Malaysian court bars non-Muslims from using term ‘Allah’

Kuala Lumpur, Malaysia, Oct 18, 2013 / 11:21 am (CNA).- An appeals court in Malaysia has prohibited non-Muslims from using the word “Allah” to refer to deities, even though it is the standard Malay term for “god.”

The Oct. 14 ruling comes in a case relating to The Herald, the weekly newspaper of the Archdiocese of Kuala Lumpur.

The court's verdict “violates the right to religious freedom and freedom of expression enshrined in the (Malaysian) constitution,” said Fr. Lawrence Andrew, editor of The Herald.

“It is a retrograde step in the development of law in relation to the fundamental liberty of religious minorities.”

“Allah” is the Malay language equivalent of the English word “god,” and is a loanword from Arabic. Malay is the official language of the country, and Malaysians of all religions use the word; not just Muslims.

The term “Allah” is used around the world by Arab Christians, and has been included in the Malaysian version of the Bible for 400 years.

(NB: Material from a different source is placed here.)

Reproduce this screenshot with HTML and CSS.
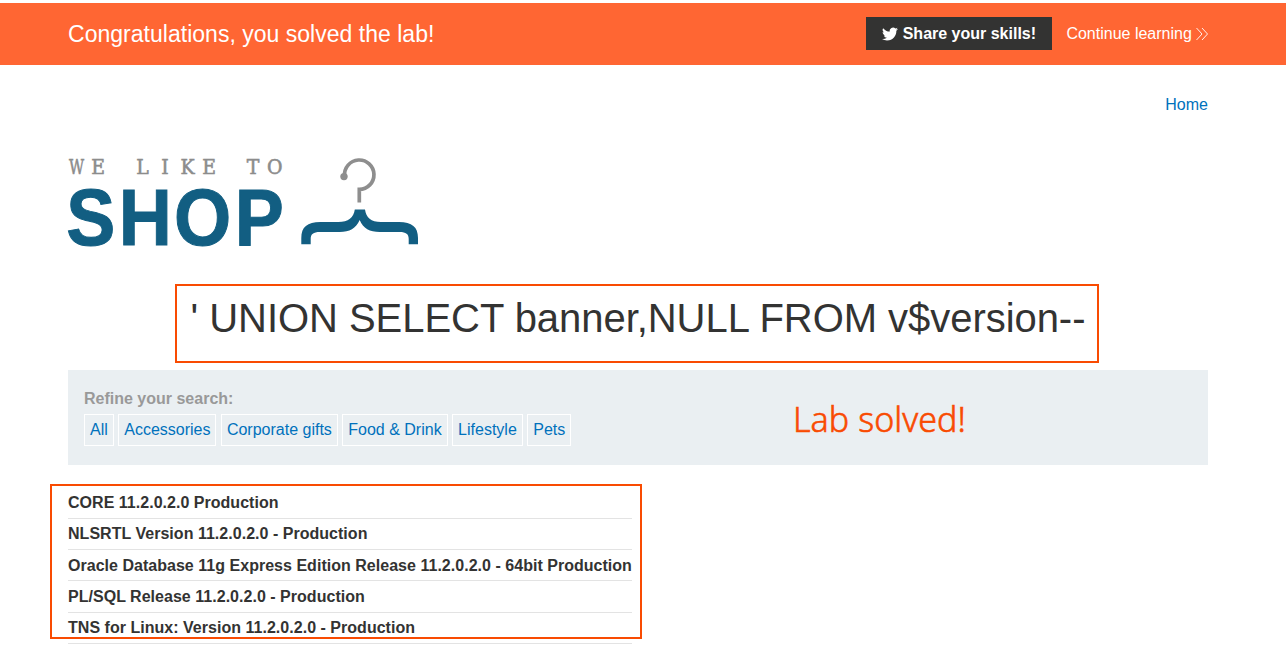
FILE: index.html
```html
<!DOCTYPE html>
<html lang="en">
<head>
<meta charset="utf-8">
<title>SQL injection lab</title>
<link rel="stylesheet" href="styles.css">
</head>
<body>
<header class="banner">
  <div class="container banner-row">
    <p class="banner-title">Congratulations, you solved the lab!</p>
    <div class="banner-actions">
      <a class="share" href="#"><svg class="bird" viewBox="0 0 24 24"><path d="M23.9 4.6a10 10 0 0 1-2.8.8 5 5 0 0 0 2.1-2.7c-1 .5-2 1-3.1 1.2a4.9 4.9 0 0 0-8.4 4.5C7.700 8.200 4.100 6.200 1.700 3.200a4.900 4.900 0 0 0 1.500 6.500 4.900 4.900 0 0 1-2.200-.6v.1c0 2.300 1.700 4.400 3.900 4.800a5 5 0 0 1-2.200.1 4.900 4.900 0 0 0 4.600 3.400A9.900 9.900 0 0 1 0 19.500 14 14 0 0 0 7.500 21.700c9.100 0 14-7.500 14-14v-.6a10 10 0 0 0 2.400-2.500z"/></svg>Share your skills!</a>
      <a class="continue" href="#">Continue learning<svg class="chevrons" viewBox="0 0 12 14"><path d="M.5 1 6 7 .5 13M6 1l5.500 6L6 13"/></svg></a>
    </div>
  </div>
</header>
<main class="container">
  <nav class="nav"><a href="#">Home</a></nav>
  <svg class="logo" viewBox="-4 0 356 92">
    <g class="logo-small">
      <text transform="translate(8.500 17.700) scale(.7 1)">W</text>
      <text transform="translate(0 17.700) scale(.9 1)" x="33.500 82.700 107.800 132.800 156.800 205.700 229.800">ELIKETO</text>
    </g>
    <text class="logo-big" transform="translate(0 88.500) scale(.92 1)" x="-1.800 55.200 115.100 181.400">SHOP</text>
    <path class="hook" d="M276.600 20a14.700 14.700 0 1 1 14.700 13.400V46.500"/>
    <circle class="knob" cx="276" cy="20.600" r="3.700"/>
    <path class="hanger" d="M286.500 53.500h10.500c1 8 6 12.500 16 12.500h18c13 0 19 5 19 16v6.300h-9.300V83c0-5-2.700-7-9-7h-20c-10 0-16.500-3.500-20-12-4 8.500-10 12-20 12h-20c-6.300 0-9 2-9 7v5.300H233.300V82c0-11 6-16 19-16h18c10 0 15.500-4.500 16.500-12.500z"/>
  </svg>
  <section class="heading">
    <h1>' UNION SELECT banner,NULL FROM v$version--</h1>
    <div class="mark mark-heading"></div>
  </section>
  <section class="filters">
    <div class="filter-group">
      <p class="filter-label">Refine your search:</p>
      <div class="filter-list">
        <a href="#">All</a><a href="#">Accessories</a><a href="#">Corporate gifts</a><a href="#">Food &amp; Drink</a><a href="#">Lifestyle</a><a href="#">Pets</a>
      </div>
    </div>
    <p class="note">Lab solved!</p>
  </section>
  <section class="results">
    <div class="row">CORE 11.2.0.2.0 Production</div>
    <div class="row">NLSRTL Version 11.2.0.2.0 - Production</div>
    <div class="row">Oracle Database 11g Express Edition Release 11.2.0.2.0 - 64bit Production</div>
    <div class="row">PL/SQL Release 11.2.0.2.0 - Production</div>
    <div class="row">TNS for Linux: Version 11.2.0.2.0 - Production</div>
    <div class="mark mark-results"></div>
  </section>
</main>
</body>
</html>
```
FILE: styles.css
```css
* { box-sizing: border-box; }
body {
  margin: 0;
  padding-top: 3px;
  background: #fff;
  color: #333332;
  font: 16px/20px "Liberation Sans", Arial, sans-serif;
}
p, h1 { margin: 0; }
a { color: #0071bc; text-decoration: none; }
.container { width: 1140px; margin-left: 68px; }

.banner { height: 62px; background: #ff6633; }
.banner-row { height: 62px; display: flex; justify-content: space-between; align-items: center; }
.banner-title { color: #fff; font-size: 23px; letter-spacing: .02px; }
.banner-actions { display: flex; align-items: center; gap: 14px; padding-bottom: 1px; }
.share {
  display: flex; align-items: center; gap: 4.300px;
  width: 186px; height: 33px; padding-left: 16px;
  background: #333332; color: #fff; font-weight: bold; white-space: nowrap;
}
.bird { width: 16px; height: 16px; fill: #fff; }
.continue { display: flex; align-items: center; gap: 4.200px; color: #fff; }
.chevrons { width: 12px; height: 14px; fill: none; stroke: #fff; stroke-width: .9; }

.nav { height: 91px; padding-top: 30px; text-align: right; }
.logo { display: block; width: 356px; height: 92px; margin-left: -4px; overflow: visible; }
.logo-small { fill: #8c8c8c; stroke: #8c8c8c; stroke-width: .6; font: 21px "DejaVu Serif", serif; text-anchor: middle; }
.logo-big { fill: #125e82; stroke: #125e82; stroke-width: 1; font: bold 80px "Liberation Sans", Arial, sans-serif; }
.hook { fill: none; stroke: #8e8e8e; stroke-width: 3.7; }
.knob { fill: #8e8e8e; }
.hanger { fill: #125e82; }

.heading { position: relative; height: 122px; padding-top: 47px; }
.heading h1 { font-size: 40px; font-weight: normal; line-height: 46px; letter-spacing: -.045px; text-align: center; white-space: nowrap; }
.mark { position: absolute; border: 2px solid #f94b02; }
.mark-heading { left: 107px; top: 36px; width: 924px; height: 79px; }

.filters { display: flex; height: 95px; padding: 19px 16px; background: #eaeff2; }
.filter-group { width: 709px; }
.filter-label { color: #999; font-weight: bold; }
.filter-list { display: flex; gap: 4.450px; margin-top: 5px; }
.filter-list a { height: 32px; padding: 5px; border: 1px solid #fff; white-space: nowrap; }
.note { padding-top: 7px; color: #f94b02; font: 300 34px/46px "Noto Sans", sans-serif; letter-spacing: .05px; -webkit-text-stroke: .6px #f94b02; white-space: nowrap; }

.results { position: relative; width: 564px; padding-top: 22.500px; }
.row { height: 31.250px; padding-top: 5.500px; border-bottom: 1px solid #e3e3e3; font-weight: bold; letter-spacing: .026px; white-space: nowrap; }
.mark-results { left: -18px; top: 19px; width: 592px; height: 155px; }
```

Father Andrew noted that a Latin-Malaysian dictionary published in 1631 by the forerunner of the Congregation for the Evangelization of Peoples, which translates “Deus” as “Allah”, establishes “decisive proof of the legitimate use of the word 'Allah' by Christians.”

Despite this, the appeals court said the term belongs exclusively to Muslims and that its use by others could cause public disorder. Some Muslim groups in Malaysia have argued that Christian use of “Allah” could encourage Muslims to convert to Christianity, according to the BBC.

The court's decision stems from a 2009 government decision saying that The Herald could not use “Allah” to refer to God in Christianity. The paper sued, and a court ruled in their favor, but the Malaysian government appealed.

Now that an appellate court has ruled against The Herald, Fr. Andrew said that Archbishop Murphy Pakiam of Kuala Lumpur has given his approval to appeal the ruling to the Malaysian Supreme Court.

The ruling was “influenced by political pressure,” Fr. Andrew claimed.

Though the Malaysian constitution guarantees freedom of religion, Islam is the established religion. More than 60 percent of Malaysians are Muslim, and about 10 percent are Christians.

Fr. Andrew said that “all Malaysian Christians will take part in a prayer vigil in the coming days, praying for peace and religious freedom in Malaysia.”